Illinois officials criticize Ameren

By The Associated Press

ST. LOUIS (AP) – Ameren Corp. executives have said two massive power outages in the last four months were not preventable, but an Illinois commission warned last year that cuts in tree-trimming might lead to such problems, according to a published report.

A July windstorm and a winter storm that began Nov. 30 left more than 500,000 homes and businesses without power in Missouri and Illinois.

St. Louis-based Ameren said both storms were so severe that the company couldn’t have done anything to keep power on. But an engineer with the Illinois Commerce Commission said Ameren’s tree-trimming program did not meet state standards, the St. Louis-Post Dispatch reported Sunday.

Jim Spencer, a senior electrical engineer for the Illinois commission, inspected Ameren’s power lines in 2004 and 2005. The company operates power in Illinois under its subsidiary, AmerenIP.

Spencer wrote in a letter dated Aug. 17, 2005, that Ameren’s tree-trimming efforts were inadequate.

“Based on the evidence in these two areas of AmerenIP’s service territory, I have no reason to believe that Ameren has applied the resources necessary to adequately recover from its deficient tree trimming program noted during my inspections of a year ago,” he wrote.

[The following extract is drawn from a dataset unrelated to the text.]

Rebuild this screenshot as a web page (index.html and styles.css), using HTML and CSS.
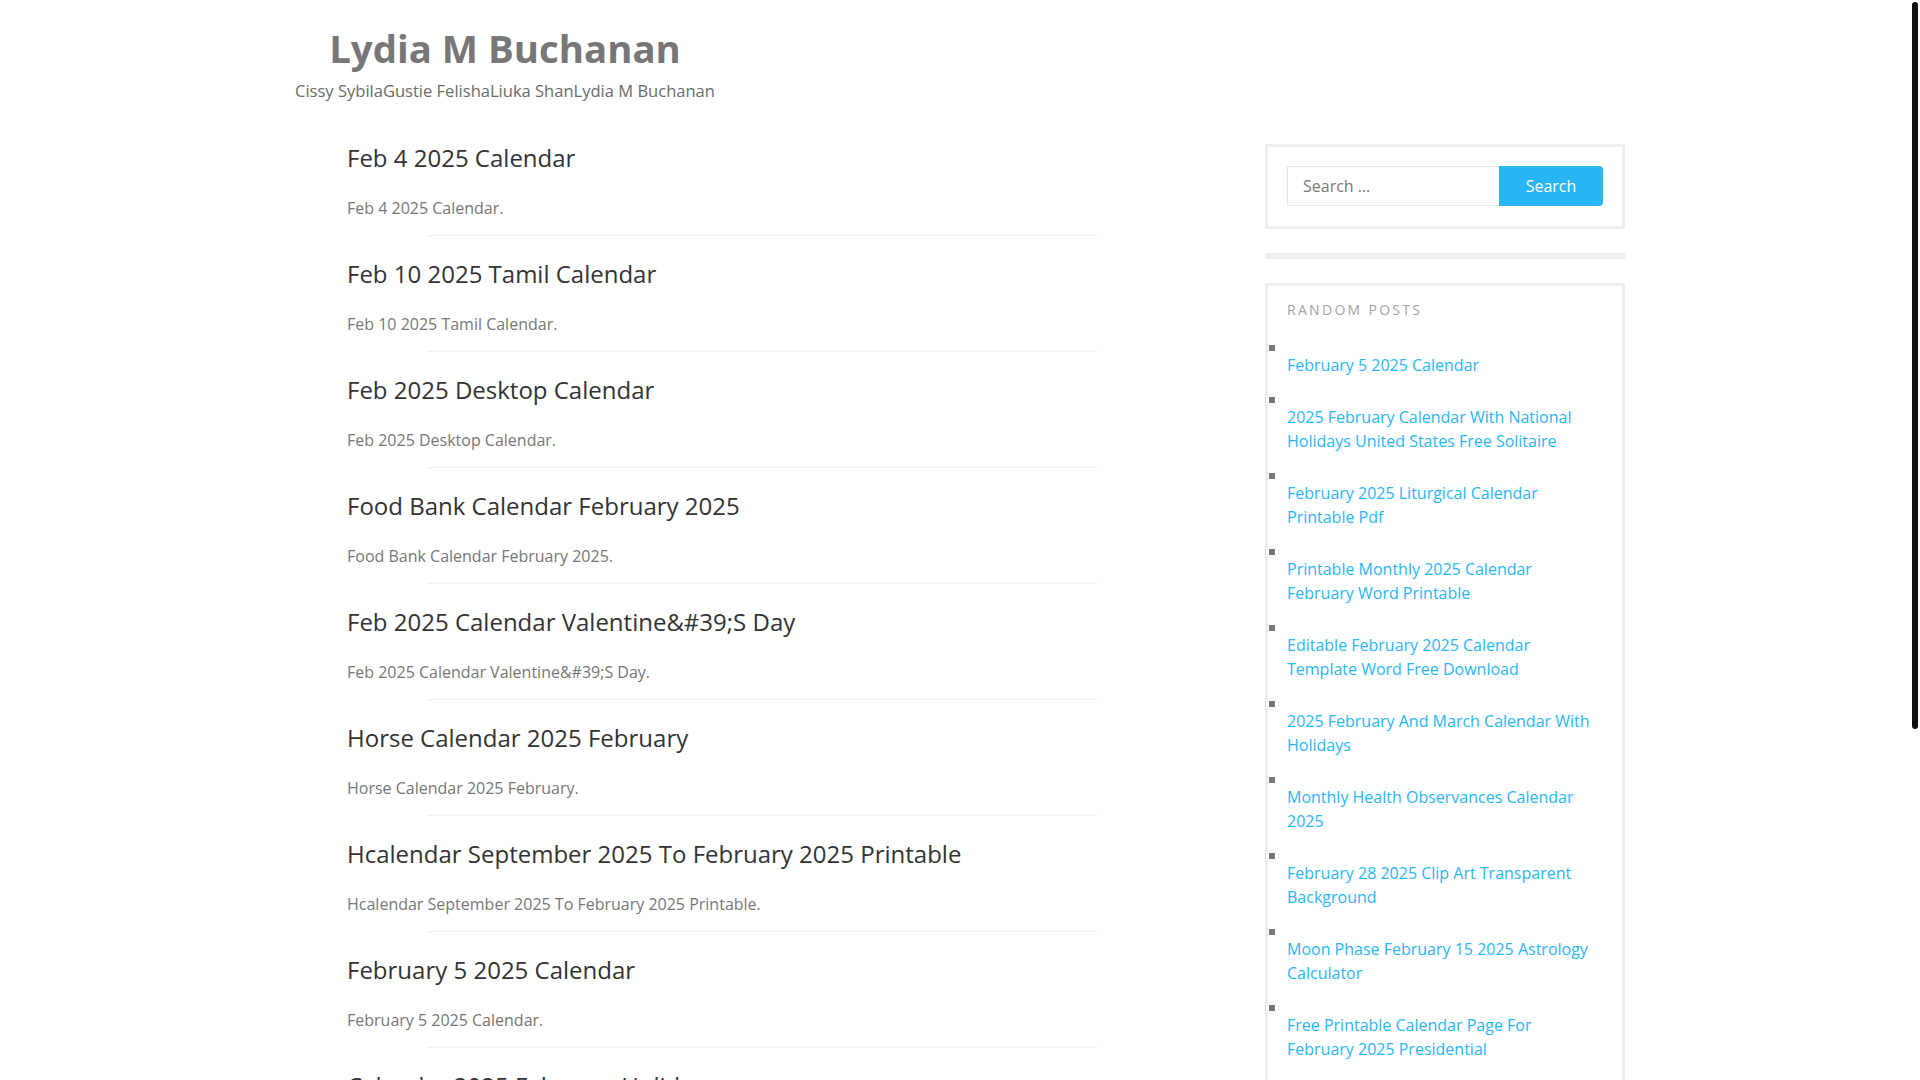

Ameren spokeswoman Susan Gallagher said in an e-mail that the company adheres to the four-year tree trimming cycle mandated by the ICC.

After analyzing the July blackout, Missouri’s Public Service Commission recommended that Ameren boost its tree trimming program. In 2004, the PSC said the program was inadequate because of budget cuts.

Because of the findings, Ameren increased its budget to $32.2 million from $23.5 million and is on schedule to meet state requirements by December 2008, according to the PSC.

Both Missouri and Illinois officials have criticized Ameren’s response to the most recent blackout

Missouri Gov. Matt Blunt asked the state’s Public Service Commission to hold public hearings and said he wants Ameren to provide a clear plan for preventing a recurrence. Illinois Lt. Gov. Pat Quinn also pressed utility regulators to investigate, calling the power disruptions a “systemic failure,” despite the efforts of thousands of repair workers from 14 states.